Le maintien du caractère maritime de la baie de Somme constitue un enjeu économique, touristique et environnemental. Pour limiter les effets de l'ensablement sur l'accès aux trois ports de la baie (Le Hourdel, Saint-Valery-sur-Somme et le Crotoy), le conseil général de la Somme a engagé en 1997 un programme d'aménagement, qui a notamment abouti à la décision de rouvrir le polder de La Caroline (au Sud-Sud-Est du Hourdel) à la mer sur une superficie de 27 ha. Une brèche d'une trentaine de mètres devrait être ouverte pour provoquer un effet de chasse hydraulique dans le chenal du port jusqu'à la pointe du Hourdel. L'objectif est de piéger les eaux de la marée montante derrière une digue et des écluses et de les relâcher à marée basse pour générer des courants assez forts pour évacuer les sédiments. Cette technique est notamment utilisée dans la Baie du Mont Saint-Michel.
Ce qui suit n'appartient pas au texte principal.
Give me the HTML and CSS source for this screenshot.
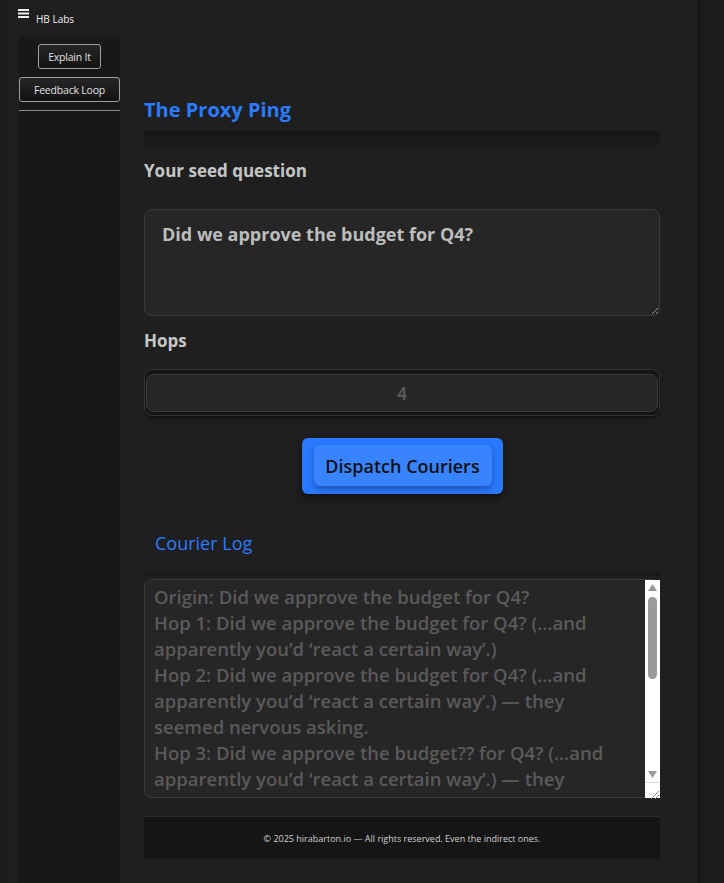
FILE: index.html
```html
<!DOCTYPE html>
<html lang="en">
<head>
    <meta charset="UTF-8">
    <meta name="viewport" content="width=device-width, initial-scale=1.0">
    <title>The Proxy Ping</title>
    <link rel="stylesheet" href="styles.css">
</head>
<body>
    <div class="page">
        <header class="topbar">
            <svg class="menu-icon" width="11" height="9" viewBox="0 0 11 9">
                <rect x="0" y="0" width="11" height="2" fill="#f0f0f0"/>
                <rect x="0" y="3.5" width="11" height="2" fill="#f0f0f0"/>
                <rect x="0" y="7" width="11" height="2" fill="#f0f0f0"/>
            </svg>
            <span class="brand">HB Labs</span>
        </header>

        <div class="layout">
            <nav class="sidebar">
                <button class="side-btn">Explain It</button>
                <button class="side-btn wide">Feedback Loop</button>
                <hr class="side-rule">
            </nav>

            <main class="card">
                <h2 class="title">The Proxy Ping</h2>
                <div class="title-shade"></div>

                <label class="field-label" for="seed">Your seed question</label>
                <textarea id="seed" class="seed-input">Did we approve the budget for Q4?</textarea>

                <label class="field-label hops-label" for="hops">Hops</label>
                <div class="hops-wrap">
                    <input id="hops" class="hops-input" type="text" value="4">
                </div>

                <div class="actions">
                    <button class="dispatch-btn"><span>Dispatch Couriers</span></button>
                </div>

                <h3 class="log-title">Courier Log</h3>
                <div class="log-shade"></div>
                <div class="log-box">
                    <textarea class="log-output" readonly>Origin: Did we approve the budget for Q4?
Hop 1: Did we approve the budget for Q4? (…and apparently you’d ‘react a certain way’.)
Hop 2: Did we approve the budget for Q4? (…and apparently you’d ‘react a certain way’.) — they seemed nervous asking.
Hop 3: Did we approve the budget?? for Q4? (…and apparently you’d ‘react a certain way’.) — they seemed nervous asking.
Hop 4: Did we approve the budget?? for Q4?! (…and apparently you’d ‘react a certain way’.) — they seemed nervous asking. Someone said legal is involved.</textarea>
                    <!-- light scrollbar, drawn over the log's right edge -->
                    <div class="log-scroll" aria-hidden="true">
                        <svg class="arrow" width="9" height="7" viewBox="0 0 9 7"><polygon points="4.5,0 9,7 0,7" fill="#9a9a9a"/></svg>
                        <span class="thumb"></span>
                        <svg class="arrow down" width="9" height="7" viewBox="0 0 9 7"><polygon points="0,0 9,0 4.5,7" fill="#9a9a9a"/></svg>
                        <span class="grip">
                            <svg width="15" height="16" viewBox="0 0 15 16">
                                <line x1="14" y1="8" x2="6" y2="16" stroke="#8a8a8a" stroke-width="1"/>
                                <line x1="14" y1="12" x2="10" y2="16" stroke="#8a8a8a" stroke-width="1"/>
                            </svg>
                        </span>
                    </div>
                </div>

                <footer class="footer">
                    © 2025 hirabarton.io — All rights reserved. Even the indirect ones.
                </footer>
            </main>
        </div>
    </div>
</body>
</html>
```

FILE: styles.css
```css
body {
    margin: 0;
    padding: 0;
    background: #1c1c1c;
    font-family: 'Open Sans', 'Lato', sans-serif;
    color: #c8c8c8;
}

.page {
    margin: 0 24px 0 7px;
    min-height: 100vh;
    background: #1e1e1e;
    border-right: 3px solid #181818;
    padding-left: 11px;
    box-sizing: border-box;
}

.topbar {
    height: 36px;
    display: flex;
    align-items: center;
    gap: 7px;
    color: #f0f0f0;
}

.menu-icon {
    margin-top: -9px;
}

.brand {
    font-size: 10px;
    margin-top: 2px;
}

.layout {
    display: flex;
    gap: 12px;
    min-height: calc(100vh - 36px);
}

.sidebar {
    width: 101px;
    flex: none;
    margin-left: 1px;
    background: #181818;
    display: flex;
    flex-direction: column;
    align-items: center;
    gap: 8px;
    padding-top: 8px;
}

.side-btn {
    font-family: inherit;
    font-size: 10.5px;
    color: #e0e0e0;
    background: linear-gradient(#262626, #121212);
    border: 1px solid #a0a0a0;
    border-radius: 3px;
    height: 25px;
    padding: 0 9px;
    cursor: pointer;
    letter-spacing: -0.2px;
}

.side-btn.wide {
    width: 101px;
    padding: 0;
}

.side-rule {
    width: 100%;
    margin: 0;
    border: none;
    border-top: 1px solid #8a8a8a;
}

.card {
    width: 540px;
    margin-top: 52px;
    background: #1f1f1f;
    padding: 10px 12px 20px;
    box-sizing: border-box;
    display: flex;
    flex-direction: column;
}

.title {
    margin: 0;
    font-size: 20px;
    line-height: 24px;
    color: #2b7bff;
    font-weight: 700;
}

.title-shade {
    height: 17px;
    margin-top: 9px;
    background: linear-gradient(#161616, #1c1c1c);
}

.field-label {
    font-size: 17px;
    font-weight: 700;
    line-height: 22px;
    margin-top: 12px;
    color: #c6c6c6;
}

.seed-input {
    margin-top: 27px;
    height: 107px;
    box-sizing: border-box;
    background: #262626;
    border: 1px solid #3a3a3a;
    border-radius: 8px;
    color: #bdbdbd;
    font-family: inherit;
    font-size: 18px;
    font-weight: 700;
    padding: 12px 17px;
    outline: none;
}

.hops-label {
    margin-top: 14px;
}

.hops-wrap {
    margin-top: 17px;
    height: 47px;
    box-sizing: border-box;
    background: #151515;
    border: 1px solid #333;
    border-radius: 8px;
    padding: 4px 1px 3px;
    box-shadow: 0 3px 2px rgba(0, 0, 0, 0.35);
}

.hops-input {
    width: 100%;
    height: 38px;
    box-sizing: border-box;
    background: #262626;
    border: 1px solid #3c3c3c;
    border-radius: 8px;
    color: #585858;
    font-family: inherit;
    font-size: 17px;
    font-weight: 700;
    text-align: center;
    outline: none;
}

.actions {
    display: flex;
    justify-content: center;
    margin-top: 22px;
}

.dispatch-btn {
    width: 201px;
    height: 56px;
    padding: 7px 11px 8px 12px;
    background: #2a78ff;
    border: none;
    border-radius: 6px;
    box-shadow: 0 4px 10px rgba(0, 0, 0, 0.5);
    cursor: pointer;
    font-family: inherit;
}

.dispatch-btn span {
    display: flex;
    align-items: center;
    justify-content: center;
    height: 100%;
    background: #3883ff;
    border-radius: 6px;
    box-shadow: 0 3px 6px rgba(0, 0, 0, 0.3);
    color: #111;
    font-size: 18px;
    font-weight: 600;
}

.log-title {
    margin: 38px 0 0 11px;
    font-size: 18px;
    line-height: 22px;
    font-weight: 500;
    color: #2b7bff;
}

.log-shade {
    height: 5px;
    margin-top: 17px;
    background: #191919;
}

.log-box {
    position: relative;
    display: flex;
    margin-top: 3px;
    height: 219px;
}

.log-output {
    flex: 1;
    box-sizing: border-box;
    background: #262626;
    border: 1px solid #3a3a3a;
    border-radius: 8px;
    color: #5a5a5a;
    font-family: inherit;
    font-size: 18.5px;
    font-weight: 600;
    line-height: 26px;
    padding: 4px 25px 4px 9px;
    outline: none;
    resize: none;
    overflow: hidden;
}

.log-scroll {
    position: absolute;
    top: 1px;
    right: 0;
    bottom: 0;
    width: 15px;
    background: #fff;
    display: flex;
    flex-direction: column;
    align-items: center;
}

.log-scroll .arrow {
    margin-top: 4px;
    flex: none;
}

.log-scroll .arrow.down {
    margin-top: auto;
    margin-bottom: 4px;
}

.log-scroll .thumb {
    width: 9px;
    height: 82px;
    margin-top: 6px;
    border-radius: 5px;
    background: #9a9a9a;
}

.log-scroll .grip {
    width: 15px;
    height: 16px;
    box-sizing: border-box;
    border-top: 1px solid #dcdcdc;
    display: flex;
}

.footer {
    margin-top: 18px;
    height: 42px;
    display: flex;
    align-items: center;
    justify-content: center;
    background: #151515;
    border-top: 1px solid #2a2a2a;
    font-size: 9px;
    color: #d0d0d0;
}
```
Des opérations de dépoldérisation, visant à un retour volontaire des polders à la mer, sont réalisées depuis une trentaine d'années sur les côtes européennes (2). La dépoldérisation est parfois involontaire, lorsqu'une ouverture se crée à la suite d'une tempête, comme cela s'est produit en 1986 pour le polder de Mollenel (3).

L'ensablement de la baie n'est pas une préoccupation récente. Un bassin de chasse a été construit en 1861 au Sud-Est du Crotoy pour évacuer après chaque marée, les sédiments d'une partie de la baie. Cet aménagement, qui a permis de maintenir l'activité halieutique du port pendant le XXe siècle, tend aussi à se colmater, ce qui nécessite de le draguer. Pour recevoir les déblais de dragage, il a également fallu construire des casiers à proximité du site. Depuis plusieurs années, le Département réfléchit à la possibilité de curer ce bassin.

Par ailleurs, dans l'objectif de préserver ces milieux physiques remarquables, la baie de Somme est, avec une grande partie de la vallée fluviale, intégrée au réseau "Natura 2000". Elle appartient aussi au Parc naturel marin des trois estuaires, créé en décembre 2012, incluant également les embouchures de la Canche et de l'Authie.

(1) HOEBLICH, J.-M. (1999), La baie de Somme en question, Actes du colloque organisé par l'Association pour le littoral et la baie de Somme à Amiens le 13 novembre 1998,196 p.

(2) BAWEDIN, V. (2013), L'acceptation de l'élément marin dans la gestion du trait de côte : une nouvelle gouvernance face au risque de submersion ?, Annales de géographie, 692, 2013/4, p. 422-444 ; GOELDNER-GIANELLA L. (2013), Dépoldériser en Europe occidentale. Pour une géographie et une gestion intégrées du littoral, Paris, Editions du CNRS, collection "Territoires en mouvement", 340 p.

(3) VERGER, F. (2011), L'embouchure de la Somme et la perte progressive de son caractère maritime, du Moyen-âge à aujourd'hui, dans les actes du colloque "Enjeux environnementaux et socio-économiques de la Baie de Somme" organisé par le Syndicat Mixte Baie de Somme Grand Littoral Picard à Saint-Valery-sur-Somme les 22 et 23 septembre 2011, p.8-19 (www.baiedesomme.org/actu/images_docs/actu/docs/2012-01-10_Actes-du-COLLOQUE-BAIE-DE-SOMME.pdf)

Stéphane Desruelles

Transcription

Isabelle Michel
Pour lutter contre l’ensablement de la baie de Somme, une étude va être menée notamment dans les secteurs de Cap Hornu et de la pointe du Hourdel. L’objectif, se servir des courants pour désensabler. Renaud Parquet, Jean-Louis Croci.
Renaud Parquet
Rendre à la baie de Somme son aspect maritime, c’est tout l’enjeu du programme de dépoldarisation entrepris depuis deux ans par le conseil général et le Syndicat mixte du grand littoral.
Jean-Christian Cornette
La dépoldarisation, c’est laisser la mer reproduire des phénomènes naturels qui permettent le désensablement très naturel ; en ayant aussi pour objectif de maintenir des activités traditionnelles comme la pêche, la chasse, la cueillette des coquillages. Donc, c’est s’appuyer sur les forces de la nature et lui restituer tous ses droits.
Renaud Parquet
En Somme, on utilise les courants de la mer pour désensabler. Et c’est une nouveauté, car pendant 15 ans, tous les projets visaient à résister aux assauts marins en érigeant des digues.
Jean-Christian Cornette
On va étudier in situ l’évolution pendant plusieurs années d’une intervention humaine, à la fois de désensablement et de reconquête par la mer de certaines terres.
Renaud Parquet
Et c’est le site du Hourdel qui a été choisi. Sauver le port, voilà l’idée. Et pour ce faire, des ingénieurs spécialisés dans les courants marins ont créé des modèles numériques ; afin de faire reculer la végétation et redonner des lettres de noblesse au fond marin et à la vie de la baie.